5. Writer: Why wouldn’t you ask Shirley MacLaine to have a French accent?
Shirley MacLaine: I wouldn’t have done it. That’s why. I’m not Meryl Streep.
4. On actors who try to upstage each other: “I never learned that art and didn’t care about learning that art. And the whole idea of where the punch line is, and you can interrupt the punch line so they have to go to you, stuff like that, that’s…that’s like George Bush in the White House. That’s not something I would do.”
3. “I’d always wanted to do a jewelry collection, and I put them together after I finished (‘Coco Chanel’). And I made all these. Do you like them? Aren’t these interesting? It’s called sky jewelry. They go on the tops of the fingers, and these are all reflections of the chakras and our inner power. Should I give you a seminar? All right, everybody close their eyes…which is probably not going to change much of what you’re doing.”
2. Writer: To a young person who would go and study your career, which three movies would you say, “Look at those first. They’re my best roles”?

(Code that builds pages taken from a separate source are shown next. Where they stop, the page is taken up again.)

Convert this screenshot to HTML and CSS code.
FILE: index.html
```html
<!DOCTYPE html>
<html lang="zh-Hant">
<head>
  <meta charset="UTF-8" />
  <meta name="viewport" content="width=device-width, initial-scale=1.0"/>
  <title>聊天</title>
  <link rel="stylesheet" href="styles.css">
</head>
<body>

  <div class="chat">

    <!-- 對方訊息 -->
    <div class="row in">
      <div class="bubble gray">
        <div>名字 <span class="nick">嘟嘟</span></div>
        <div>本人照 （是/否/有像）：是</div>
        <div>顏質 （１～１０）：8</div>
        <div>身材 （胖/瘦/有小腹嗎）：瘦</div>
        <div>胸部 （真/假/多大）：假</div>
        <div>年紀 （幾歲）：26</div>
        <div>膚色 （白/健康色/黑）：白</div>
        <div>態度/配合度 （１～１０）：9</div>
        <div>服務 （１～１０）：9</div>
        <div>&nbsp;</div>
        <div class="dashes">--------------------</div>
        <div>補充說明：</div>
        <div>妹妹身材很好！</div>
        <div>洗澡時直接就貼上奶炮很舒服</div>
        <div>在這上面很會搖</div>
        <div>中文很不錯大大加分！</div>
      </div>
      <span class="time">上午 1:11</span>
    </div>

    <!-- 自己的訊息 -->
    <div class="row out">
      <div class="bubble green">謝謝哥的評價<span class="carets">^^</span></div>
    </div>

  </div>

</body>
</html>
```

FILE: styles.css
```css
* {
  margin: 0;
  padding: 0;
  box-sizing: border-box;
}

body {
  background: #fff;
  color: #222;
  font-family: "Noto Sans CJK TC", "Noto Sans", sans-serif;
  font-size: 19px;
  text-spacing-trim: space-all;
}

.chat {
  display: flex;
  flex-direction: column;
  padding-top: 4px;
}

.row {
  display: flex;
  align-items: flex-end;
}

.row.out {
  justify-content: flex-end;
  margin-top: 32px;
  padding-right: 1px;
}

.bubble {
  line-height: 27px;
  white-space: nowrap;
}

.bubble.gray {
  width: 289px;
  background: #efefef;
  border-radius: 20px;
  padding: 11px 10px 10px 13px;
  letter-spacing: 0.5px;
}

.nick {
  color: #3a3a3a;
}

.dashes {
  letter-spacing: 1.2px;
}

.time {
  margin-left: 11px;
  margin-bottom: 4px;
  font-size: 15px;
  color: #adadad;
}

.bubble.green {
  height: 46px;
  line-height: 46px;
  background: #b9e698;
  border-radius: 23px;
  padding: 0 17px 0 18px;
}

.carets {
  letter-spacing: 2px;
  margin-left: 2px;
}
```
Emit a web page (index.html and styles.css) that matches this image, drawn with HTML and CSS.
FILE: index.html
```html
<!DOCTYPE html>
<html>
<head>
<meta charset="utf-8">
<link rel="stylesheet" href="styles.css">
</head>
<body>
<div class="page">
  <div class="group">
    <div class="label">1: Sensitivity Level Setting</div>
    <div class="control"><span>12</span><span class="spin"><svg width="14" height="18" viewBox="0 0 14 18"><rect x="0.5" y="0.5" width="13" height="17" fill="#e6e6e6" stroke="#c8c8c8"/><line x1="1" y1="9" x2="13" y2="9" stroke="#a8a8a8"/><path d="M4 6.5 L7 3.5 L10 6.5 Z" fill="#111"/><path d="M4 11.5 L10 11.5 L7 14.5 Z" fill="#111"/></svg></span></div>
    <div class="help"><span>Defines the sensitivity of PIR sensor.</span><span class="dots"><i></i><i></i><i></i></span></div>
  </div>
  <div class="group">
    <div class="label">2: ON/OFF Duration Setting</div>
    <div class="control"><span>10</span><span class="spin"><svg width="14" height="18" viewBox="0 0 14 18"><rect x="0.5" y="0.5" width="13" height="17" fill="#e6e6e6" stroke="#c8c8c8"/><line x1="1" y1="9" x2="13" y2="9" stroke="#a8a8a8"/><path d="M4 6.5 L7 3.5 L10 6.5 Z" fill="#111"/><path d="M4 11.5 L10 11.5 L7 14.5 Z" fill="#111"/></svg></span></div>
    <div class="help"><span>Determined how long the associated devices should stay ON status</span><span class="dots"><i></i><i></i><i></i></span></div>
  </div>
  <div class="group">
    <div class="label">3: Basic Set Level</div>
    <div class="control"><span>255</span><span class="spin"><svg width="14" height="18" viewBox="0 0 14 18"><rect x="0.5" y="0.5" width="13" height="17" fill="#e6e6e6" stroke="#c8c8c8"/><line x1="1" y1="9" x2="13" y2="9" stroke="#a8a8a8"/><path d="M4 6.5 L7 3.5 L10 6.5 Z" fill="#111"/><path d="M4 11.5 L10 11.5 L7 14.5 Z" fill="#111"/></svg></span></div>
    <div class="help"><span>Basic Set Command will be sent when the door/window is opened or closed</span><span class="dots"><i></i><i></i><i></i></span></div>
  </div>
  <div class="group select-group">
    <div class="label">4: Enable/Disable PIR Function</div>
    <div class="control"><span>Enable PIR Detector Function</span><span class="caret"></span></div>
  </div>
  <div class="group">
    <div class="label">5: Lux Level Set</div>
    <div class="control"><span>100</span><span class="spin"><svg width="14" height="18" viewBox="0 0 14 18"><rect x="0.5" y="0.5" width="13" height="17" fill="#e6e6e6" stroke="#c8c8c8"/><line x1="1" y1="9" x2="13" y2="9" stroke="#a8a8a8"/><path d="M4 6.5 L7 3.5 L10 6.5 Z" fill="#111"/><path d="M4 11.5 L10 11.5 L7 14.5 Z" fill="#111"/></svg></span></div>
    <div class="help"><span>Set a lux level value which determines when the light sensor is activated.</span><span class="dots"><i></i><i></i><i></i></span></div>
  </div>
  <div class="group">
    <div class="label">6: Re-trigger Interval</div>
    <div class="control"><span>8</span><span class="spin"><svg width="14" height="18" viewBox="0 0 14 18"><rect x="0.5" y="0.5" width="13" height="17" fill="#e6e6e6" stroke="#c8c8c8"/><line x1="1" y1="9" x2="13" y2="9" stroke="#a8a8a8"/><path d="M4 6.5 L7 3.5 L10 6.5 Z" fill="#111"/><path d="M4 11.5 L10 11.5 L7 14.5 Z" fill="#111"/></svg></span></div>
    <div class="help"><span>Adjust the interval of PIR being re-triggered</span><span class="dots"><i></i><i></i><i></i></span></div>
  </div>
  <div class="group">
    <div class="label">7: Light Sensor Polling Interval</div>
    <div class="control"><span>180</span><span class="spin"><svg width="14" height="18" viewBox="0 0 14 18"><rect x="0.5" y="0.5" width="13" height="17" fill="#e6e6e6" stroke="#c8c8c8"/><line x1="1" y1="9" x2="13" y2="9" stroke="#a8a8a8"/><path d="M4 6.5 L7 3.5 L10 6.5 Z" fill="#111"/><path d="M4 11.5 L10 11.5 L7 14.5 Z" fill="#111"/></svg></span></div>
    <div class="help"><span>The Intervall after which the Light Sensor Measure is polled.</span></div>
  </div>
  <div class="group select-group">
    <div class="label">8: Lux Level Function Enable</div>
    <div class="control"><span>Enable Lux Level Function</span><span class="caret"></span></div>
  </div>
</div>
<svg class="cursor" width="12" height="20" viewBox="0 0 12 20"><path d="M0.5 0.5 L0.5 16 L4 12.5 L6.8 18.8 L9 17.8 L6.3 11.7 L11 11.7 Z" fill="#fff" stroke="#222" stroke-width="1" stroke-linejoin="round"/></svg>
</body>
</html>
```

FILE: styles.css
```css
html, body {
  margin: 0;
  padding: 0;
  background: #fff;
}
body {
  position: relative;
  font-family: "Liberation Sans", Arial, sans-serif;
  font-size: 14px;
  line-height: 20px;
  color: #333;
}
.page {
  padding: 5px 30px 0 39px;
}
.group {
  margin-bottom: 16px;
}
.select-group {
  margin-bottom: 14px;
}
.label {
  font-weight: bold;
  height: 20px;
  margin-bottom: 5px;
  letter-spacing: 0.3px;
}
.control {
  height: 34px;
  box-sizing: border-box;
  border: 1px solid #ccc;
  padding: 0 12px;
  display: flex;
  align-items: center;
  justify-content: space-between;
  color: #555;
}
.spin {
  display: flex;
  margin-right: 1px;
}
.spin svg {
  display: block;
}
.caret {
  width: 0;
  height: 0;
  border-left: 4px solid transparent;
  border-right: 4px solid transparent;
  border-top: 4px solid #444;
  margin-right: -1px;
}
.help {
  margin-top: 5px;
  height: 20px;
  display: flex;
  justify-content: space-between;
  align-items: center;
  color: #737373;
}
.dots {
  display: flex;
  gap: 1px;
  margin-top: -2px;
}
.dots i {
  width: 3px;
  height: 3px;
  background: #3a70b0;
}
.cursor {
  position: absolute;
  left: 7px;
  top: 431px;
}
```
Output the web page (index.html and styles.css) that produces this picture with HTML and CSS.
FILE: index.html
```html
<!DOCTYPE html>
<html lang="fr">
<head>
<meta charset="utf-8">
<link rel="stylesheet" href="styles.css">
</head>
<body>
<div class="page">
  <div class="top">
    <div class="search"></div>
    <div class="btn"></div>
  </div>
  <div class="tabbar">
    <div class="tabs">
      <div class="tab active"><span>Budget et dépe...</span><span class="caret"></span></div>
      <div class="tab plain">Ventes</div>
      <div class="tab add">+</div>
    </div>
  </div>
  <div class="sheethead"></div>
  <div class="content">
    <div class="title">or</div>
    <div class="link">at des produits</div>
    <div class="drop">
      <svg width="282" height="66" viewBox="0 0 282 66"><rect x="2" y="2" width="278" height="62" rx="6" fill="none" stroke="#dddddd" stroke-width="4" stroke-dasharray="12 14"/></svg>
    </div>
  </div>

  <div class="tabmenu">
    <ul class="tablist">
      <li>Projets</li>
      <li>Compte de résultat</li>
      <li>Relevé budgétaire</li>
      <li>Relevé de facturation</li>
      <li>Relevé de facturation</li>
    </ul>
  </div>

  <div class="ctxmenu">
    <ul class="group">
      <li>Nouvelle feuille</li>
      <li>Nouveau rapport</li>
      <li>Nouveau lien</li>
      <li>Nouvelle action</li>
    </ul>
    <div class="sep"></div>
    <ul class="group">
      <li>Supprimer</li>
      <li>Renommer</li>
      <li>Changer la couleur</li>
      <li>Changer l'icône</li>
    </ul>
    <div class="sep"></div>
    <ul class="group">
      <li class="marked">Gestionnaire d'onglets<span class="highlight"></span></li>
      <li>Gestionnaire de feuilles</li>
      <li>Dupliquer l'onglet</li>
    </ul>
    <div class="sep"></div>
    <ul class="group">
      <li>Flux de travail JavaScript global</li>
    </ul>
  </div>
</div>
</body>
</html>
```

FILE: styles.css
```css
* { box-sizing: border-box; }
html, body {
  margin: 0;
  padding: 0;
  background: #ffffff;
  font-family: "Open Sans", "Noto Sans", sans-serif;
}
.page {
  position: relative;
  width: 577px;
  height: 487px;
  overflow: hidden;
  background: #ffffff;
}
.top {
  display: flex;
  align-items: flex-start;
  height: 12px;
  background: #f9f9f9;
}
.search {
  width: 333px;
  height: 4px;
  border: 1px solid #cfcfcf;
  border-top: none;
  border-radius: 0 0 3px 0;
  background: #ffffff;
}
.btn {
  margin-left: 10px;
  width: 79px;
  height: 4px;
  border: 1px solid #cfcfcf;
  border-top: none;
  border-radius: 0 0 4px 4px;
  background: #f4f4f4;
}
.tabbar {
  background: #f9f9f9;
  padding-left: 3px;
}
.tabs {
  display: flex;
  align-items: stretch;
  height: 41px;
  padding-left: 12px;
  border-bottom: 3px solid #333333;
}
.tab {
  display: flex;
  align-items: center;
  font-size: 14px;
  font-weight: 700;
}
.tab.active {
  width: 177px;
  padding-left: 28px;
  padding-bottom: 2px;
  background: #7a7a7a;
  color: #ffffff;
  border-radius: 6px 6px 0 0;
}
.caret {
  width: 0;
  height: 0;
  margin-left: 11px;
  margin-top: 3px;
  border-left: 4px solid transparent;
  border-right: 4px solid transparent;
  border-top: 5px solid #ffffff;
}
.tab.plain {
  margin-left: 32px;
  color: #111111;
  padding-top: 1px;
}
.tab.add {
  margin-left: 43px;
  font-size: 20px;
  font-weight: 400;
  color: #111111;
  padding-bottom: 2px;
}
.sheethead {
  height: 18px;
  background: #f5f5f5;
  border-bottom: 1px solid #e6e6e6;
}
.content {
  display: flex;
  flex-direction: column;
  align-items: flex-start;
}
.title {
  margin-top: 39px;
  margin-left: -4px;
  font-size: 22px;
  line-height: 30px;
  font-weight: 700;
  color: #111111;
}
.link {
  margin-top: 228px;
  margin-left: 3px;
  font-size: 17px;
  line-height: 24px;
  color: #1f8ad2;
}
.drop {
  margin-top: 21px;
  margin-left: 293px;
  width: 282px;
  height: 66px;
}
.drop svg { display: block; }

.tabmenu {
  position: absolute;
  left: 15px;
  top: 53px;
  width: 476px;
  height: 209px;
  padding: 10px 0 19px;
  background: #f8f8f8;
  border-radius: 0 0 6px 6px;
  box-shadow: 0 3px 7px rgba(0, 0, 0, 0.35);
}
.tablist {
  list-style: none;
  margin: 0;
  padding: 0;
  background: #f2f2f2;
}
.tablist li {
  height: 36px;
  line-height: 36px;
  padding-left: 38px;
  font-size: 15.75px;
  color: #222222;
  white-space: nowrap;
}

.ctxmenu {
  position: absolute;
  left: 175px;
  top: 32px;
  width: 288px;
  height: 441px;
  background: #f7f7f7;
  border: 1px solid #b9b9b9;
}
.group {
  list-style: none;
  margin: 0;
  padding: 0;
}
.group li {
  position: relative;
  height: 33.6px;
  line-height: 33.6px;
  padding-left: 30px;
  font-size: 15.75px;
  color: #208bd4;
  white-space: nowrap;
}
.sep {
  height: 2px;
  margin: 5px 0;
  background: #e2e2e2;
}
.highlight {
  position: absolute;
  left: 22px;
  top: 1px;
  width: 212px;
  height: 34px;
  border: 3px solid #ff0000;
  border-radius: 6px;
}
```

Shirley MacLaine: Oh, what an interesting question. “The Apartment,” because it’s a testimonial to looping. I looped all the crying scenes, you know, and got nominated (for an Oscar). I think “Terms of Endearment,” because it’s the accomplishment of comedy and drama, and it was a very turbulent set that may or may not have contributed to the success of the movie. Do I have to do three? Okay. How about “Coco”? There should be more about her in her elder years, so that we could make a good feature film of the truth.
Writer: I have to ask: what do you mean by that?
Shirley MacLaine: Figure it out. Over the drink we’re having.
1. On whether Coco Chanel was a lesbian: “Just because you play the whole field doesn’t mean you’re a lesbian.”